I love beer and cussing

Succeeding in a field dominated by men

As a woman who has been constantly reprimanded for swearing, whether in public or by my mother, I will openly tell anyone that I swear like a sailor. I find swearing to be almost a therapeutic way of expression that can sometimes help me communicate frustration when regular words fail me. 

It’s not just my love for cussing that is controversial, but also my love for beer.

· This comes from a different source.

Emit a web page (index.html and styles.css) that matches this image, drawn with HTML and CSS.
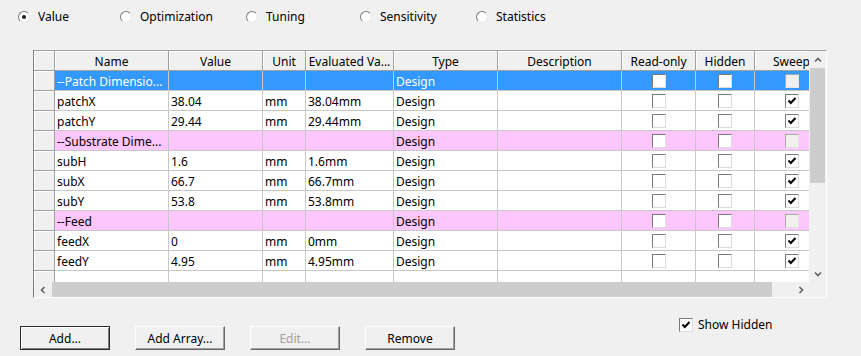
FILE: index.html
```html
<!DOCTYPE html>
<html lang="en">

<head>
    <meta charset="UTF-8">
    <meta name="viewport" content="width=device-width, initial-scale=1.0">
    <title>Design Properties</title>

    <link rel="stylesheet" href="styles.css">
</head>

<body>
    <div class="radios">
        <label class="radio-item"><span class="radio checked"></span>Value</label>
        <label class="radio-item"><span class="radio"></span>Optimization</label>
        <label class="radio-item"><span class="radio"></span>Tuning</label>
        <label class="radio-item"><span class="radio"></span>Sensitivity</label>
        <label class="radio-item"><span class="radio"></span>Statistics</label>
    </div>

    <div class="grid-frame">
        <div class="grid-main">
            <div class="viewport">
                <div class="row head">
                    <div class="cell rowhead"></div>
                    <div class="cell">Name</div>
                    <div class="cell">Value</div>
                    <div class="cell">Unit</div>
                    <div class="cell">Evaluated Va...</div>
                    <div class="cell">Type</div>
                    <div class="cell">Description</div>
                    <div class="cell">Read-only</div>
                    <div class="cell">Hidden</div>
                    <div class="cell">Sweep</div>
                </div>
                <div class="row selected">
                    <div class="cell rowhead"></div>
                    <div class="cell">--Patch Dimensio...</div>
                    <div class="cell"></div>
                    <div class="cell"></div>
                    <div class="cell"></div>
                    <div class="cell">Design</div>
                    <div class="cell"></div>
                    <div class="cell box"><span class="cb"></span></div>
                    <div class="cell box"><span class="cb"></span></div>
                    <div class="cell box"><span class="cb off"></span></div>
                </div>
                <div class="row">
                    <div class="cell rowhead"></div>
                    <div class="cell">patchX</div>
                    <div class="cell">38.04</div>
                    <div class="cell">mm</div>
                    <div class="cell">38.04mm</div>
                    <div class="cell">Design</div>
                    <div class="cell"></div>
                    <div class="cell box"><span class="cb"></span></div>
                    <div class="cell box"><span class="cb"></span></div>
                    <div class="cell box"><span class="cb"><svg viewBox="0 0 12 12"><path d="M2.5 5.5 L4.8 8 L9.5 3"/></svg></span></div>
                </div>
                <div class="row">
                    <div class="cell rowhead"></div>
                    <div class="cell">patchY</div>
                    <div class="cell">29.44</div>
                    <div class="cell">mm</div>
                    <div class="cell">29.44mm</div>
                    <div class="cell">Design</div>
                    <div class="cell"></div>
                    <div class="cell box"><span class="cb"></span></div>
                    <div class="cell box"><span class="cb"></span></div>
                    <div class="cell box"><span class="cb"><svg viewBox="0 0 12 12"><path d="M2.5 5.5 L4.8 8 L9.5 3"/></svg></span></div>
                </div>
                <div class="row group">
                    <div class="cell rowhead"></div>
                    <div class="cell">--Substrate Dime...</div>
                    <div class="cell"></div>
                    <div class="cell"></div>
                    <div class="cell"></div>
                    <div class="cell">Design</div>
                    <div class="cell"></div>
                    <div class="cell box"><span class="cb"></span></div>
                    <div class="cell box"><span class="cb"></span></div>
                    <div class="cell box"><span class="cb off"></span></div>
                </div>
                <div class="row">
                    <div class="cell rowhead"></div>
                    <div class="cell">subH</div>
                    <div class="cell">1.6</div>
                    <div class="cell">mm</div>
                    <div class="cell">1.6mm</div>
                    <div class="cell">Design</div>
                    <div class="cell"></div>
                    <div class="cell box"><span class="cb"></span></div>
                    <div class="cell box"><span class="cb"></span></div>
                    <div class="cell box"><span class="cb"><svg viewBox="0 0 12 12"><path d="M2.5 5.5 L4.8 8 L9.5 3"/></svg></span></div>
                </div>
                <div class="row">
                    <div class="cell rowhead"></div>
                    <div class="cell">subX</div>
                    <div class="cell">66.7</div>
                    <div class="cell">mm</div>
                    <div class="cell">66.7mm</div>
                    <div class="cell">Design</div>
                    <div class="cell"></div>
                    <div class="cell box"><span class="cb"></span></div>
                    <div class="cell box"><span class="cb"></span></div>
                    <div class="cell box"><span class="cb"><svg viewBox="0 0 12 12"><path d="M2.5 5.5 L4.8 8 L9.5 3"/></svg></span></div>
                </div>
                <div class="row">
                    <div class="cell rowhead"></div>
                    <div class="cell">subY</div>
                    <div class="cell">53.8</div>
                    <div class="cell">mm</div>
                    <div class="cell">53.8mm</div>
                    <div class="cell">Design</div>
                    <div class="cell"></div>
                    <div class="cell box"><span class="cb"></span></div>
                    <div class="cell box"><span class="cb"></span></div>
                    <div class="cell box"><span class="cb"><svg viewBox="0 0 12 12"><path d="M2.5 5.5 L4.8 8 L9.5 3"/></svg></span></div>
                </div>
                <div class="row group">
                    <div class="cell rowhead"></div>
                    <div class="cell">--Feed</div>
                    <div class="cell"></div>
                    <div class="cell"></div>
                    <div class="cell"></div>
                    <div class="cell">Design</div>
                    <div class="cell"></div>
                    <div class="cell box"><span class="cb"></span></div>
                    <div class="cell box"><span class="cb"></span></div>
                    <div class="cell box"><span class="cb off"></span></div>
                </div>
                <div class="row">
                    <div class="cell rowhead"></div>
                    <div class="cell">feedX</div>
                    <div class="cell">0</div>
                    <div class="cell">mm</div>
                    <div class="cell">0mm</div>
                    <div class="cell">Design</div>
                    <div class="cell"></div>
                    <div class="cell box"><span class="cb"></span></div>
                    <div class="cell box"><span class="cb"></span></div>
                    <div class="cell box"><span class="cb"><svg viewBox="0 0 12 12"><path d="M2.5 5.5 L4.8 8 L9.5 3"/></svg></span></div>
                </div>
                <div class="row">
                    <div class="cell rowhead"></div>
                    <div class="cell">feedY</div>
                    <div class="cell">4.95</div>
                    <div class="cell">mm</div>
                    <div class="cell">4.95mm</div>
                    <div class="cell">Design</div>
                    <div class="cell"></div>
                    <div class="cell box"><span class="cb"></span></div>
                    <div class="cell box"><span class="cb"></span></div>
                    <div class="cell box"><span class="cb"><svg viewBox="0 0 12 12"><path d="M2.5 5.5 L4.8 8 L9.5 3"/></svg></span></div>
                </div>
                <div class="row">
                    <div class="cell rowhead"></div>
                    <div class="cell"></div>
                    <div class="cell"></div>
                    <div class="cell"></div>
                    <div class="cell"></div>
                    <div class="cell"></div>
                    <div class="cell"></div>
                    <div class="cell"></div>
                    <div class="cell"></div>
                    <div class="cell"></div>
                </div>
            </div>

            <div class="hscroll">
                <span class="arrow"><svg viewBox="0 0 8 8"><polyline points="5.5,1 2.5,4 5.5,7"/></svg></span>
                <span class="hthumb"></span>
                <span class="track"></span>
                <span class="arrow"><svg viewBox="0 0 8 8"><polyline points="2.5,1 5.5,4 2.5,7"/></svg></span>
            </div>
        </div>

        <div class="vscroll">
            <span class="arrow"><svg viewBox="0 0 8 8"><polyline points="1,5.5 4,2.5 7,5.5"/></svg></span>
            <span class="vthumb"></span>
            <span class="track"></span>
            <span class="arrow"><svg viewBox="0 0 8 8"><polyline points="1,2.5 4,5.5 7,2.5"/></svg></span>
            <span class="corner"></span>
        </div>
    </div>

    <div class="actions">
        <button class="btn default">Add...</button>
        <button class="btn">Add Array...</button>
        <button class="btn" disabled>Edit...</button>
        <button class="btn">Remove</button>

        <label class="show-hidden">
            <span class="cb"><svg viewBox="0 0 12 12"><path d="M2.5 5.5 L4.8 8 L9.5 3"/></svg></span>
            Show Hidden
        </label>
    </div>
</body>

</html>
```

FILE: styles.css
```css
* {
    box-sizing: border-box;
}

body {
    margin: 0;
    width: 861px;
    height: 356px;
    overflow: hidden;
    background-color: #f0f0f0;
    font-family: "Noto Sans", Arial, sans-serif;
    font-size: 12px;
    color: #000;
}

/* top radio row */
.radios {
    height: 50px;
    padding: 10px 0 0 18px;
    display: grid;
    grid-template-columns: 102px 126px 114px 116px auto;
    align-items: start;
}

.radio-item {
    display: flex;
    align-items: center;
    height: 13px;
    line-height: 13px;
}

.radio {
    width: 12px;
    height: 12px;
    margin-right: 8px;
    border-radius: 50%;
    background-color: #fff;
    border: 1px solid;
    border-color: #7a7a7a #e6e6e6 #e6e6e6 #7a7a7a;
    display: flex;
    justify-content: center;
    align-items: center;
}

.radio.checked::after {
    content: "";
    width: 4px;
    height: 4px;
    border-radius: 50%;
    background-color: #222;
}

/* grid */
.grid-frame {
    margin-left: 33px;
    width: 794px;
    height: 248px;
    border: 1px solid;
    border-color: #a0a0a0 #fff #fff #808080;
    display: flex;
}

.grid-main {
    width: 775px;
    display: flex;
    flex-direction: column;
}

.viewport {
    height: 231px;
    overflow: hidden;
    background-color: #fff;
}

.row {
    width: 795px;
    height: 20px;
    display: grid;
    grid-template-columns: 21px 114px 94px 43px 88px 104px 124px 74px 59px 74px;
}

.cell {
    height: 20px;
    padding: 1px 2px 0;
    line-height: 19px;
    white-space: nowrap;
    overflow: hidden;
    border-right: 1px solid #c8c8c8;
    border-bottom: 1px solid #c8c8c8;
}

.cell.rowhead,
.head .cell {
    background-color: #f0f0f0;
    border-right-color: #a0a0a0;
    border-bottom-color: #a0a0a0;
    box-shadow: inset 1px 1px #fff;
}

.head .cell {
    text-align: center;
}

.cell.box {
    padding: 0;
    display: flex;
    justify-content: center;
    align-items: center;
}

.selected .cell {
    background-color: #3399ff;
    color: #fff;
}

.group .cell {
    background-color: #fdc6fd;
}

.selected .cell.rowhead,
.group .cell.rowhead {
    background-color: #f0f0f0;
    color: #000;
}

/* checkboxes */
.cb {
    width: 14px;
    height: 14px;
    background-color: #fff;
    border: 1px solid;
    border-color: #7a7a7a #dcdcdc #dcdcdc #7a7a7a;
    display: flex;
    justify-content: center;
    align-items: center;
}

.cb.off {
    background-color: #f0f0f0;
    border-color: #a8a8a8 #e4e4e4 #e4e4e4 #a8a8a8;
}

.cb svg {
    width: 12px;
    height: 12px;
}

.cb path {
    fill: none;
    stroke: #000;
    stroke-width: 2;
}

/* scrollbars */
.hscroll {
    height: 15px;
    display: flex;
    background-color: #f0f0f0;
}

.vscroll {
    width: 17px;
    display: flex;
    flex-direction: column;
    background-color: #f0f0f0;
}

.arrow {
    flex: none;
    width: 17px;
    height: 17px;
    display: flex;
    justify-content: center;
    align-items: center;
}

.hscroll .arrow {
    height: 15px;
}

.arrow svg {
    width: 8px;
    height: 8px;
}

.arrow polyline {
    fill: none;
    stroke: #606060;
    stroke-width: 1.6;
}

.track {
    flex: 1;
}

.hthumb {
    width: 720px;
    margin: 0 0 0 1px;
    background-color: #cdcdcd;
}

.vthumb {
    height: 115px;
    margin: 0 1px;
    background-color: #cdcdcd;
}

.corner {
    height: 15px;
}

/* bottom buttons */
.actions {
    display: flex;
    align-items: flex-start;
    padding-left: 20px;
}

.btn {
    width: 90px;
    height: 24px;
    margin: 28px 25px 0 0;
    padding: 0;
    font-family: inherit;
    font-size: 12px;
    color: #000;
    background-color: #f0f0f0;
    border: 1px solid;
    border-color: #fff #696969 #696969 #fff;
    box-shadow: inset -1px -1px #a0a0a0;
}

.btn.default {
    border: 1px solid #2b2b2b;
    box-shadow: inset 1px 1px #fff, inset -1px -1px #808080;
}

.btn:disabled {
    color: #a0a0a0;
}

.show-hidden {
    margin: 20px 0 0 199px;
    display: flex;
    align-items: center;
    gap: 5px;
    height: 14px;
    line-height: 14px;
}
```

I think there’s something so whimsical about a woman who loves drinking beer and cusses. 

In many spaces, beer is still seen as a drink that is intrinsically associated with the masculine, with ads tapping into imagery of beer being something rugged and gritty, often associated with aggressive masculine traits. 

As a woman who enjoys a pint of Guinness as her drink of choice, I am unashamed in my brazen campaigning of beer being not only a drink that is catered to men but should be seen as a beverage which should be enjoyed by anyone who wants to crack open a cold one. 

I see my beer drinking and cussing as the equivalent of the internet trend “#womeninmalefields.” I feel as though both cussing and drinking beer are often idealized and perpetuated as mainly male-dominated activities, and I see my participation as resistance to this audience.

While I don’t happen to drink beer that often, I am constantly cussing. I find my cussing to be something of a hereditary gene that has been passed along for generations. My grandma loved to cuss, so much so that she would meld certain curse words together to create new ones.

Profanity is frowned upon for its crude nature, although this begs the question of why some people get so upset with swearing. I deduce that swearing gives people the power of interpretation — some view certain curse words as worse than others 

For me, drinking beer and swearing go hand in hand. In my opinion as an Irish woman, there’s just something so Irish about it. As a veteran Guinness drinker, I highly advise going out, getting a pint and tossing around a few f-bombs and seeing where the night takes you. 

More women should take up space in bars and pubs. I think it’s time to stop thinking of bars as an inherently masculine space, and the world of beer commercials as only a masculine place of existence. These aren’t exclusive experiences, so why are we acting like they are?

For me, beer and swearing are something therapeutic, freeing almost. I want to take up space in male-dominated spheres. I want to cuss without it being seen as “unladylike” by a group of misogynistic males vaping in the back corner of Leopold’s. I find drinking and swearing not profane but expressive, not blasphemous but liberating.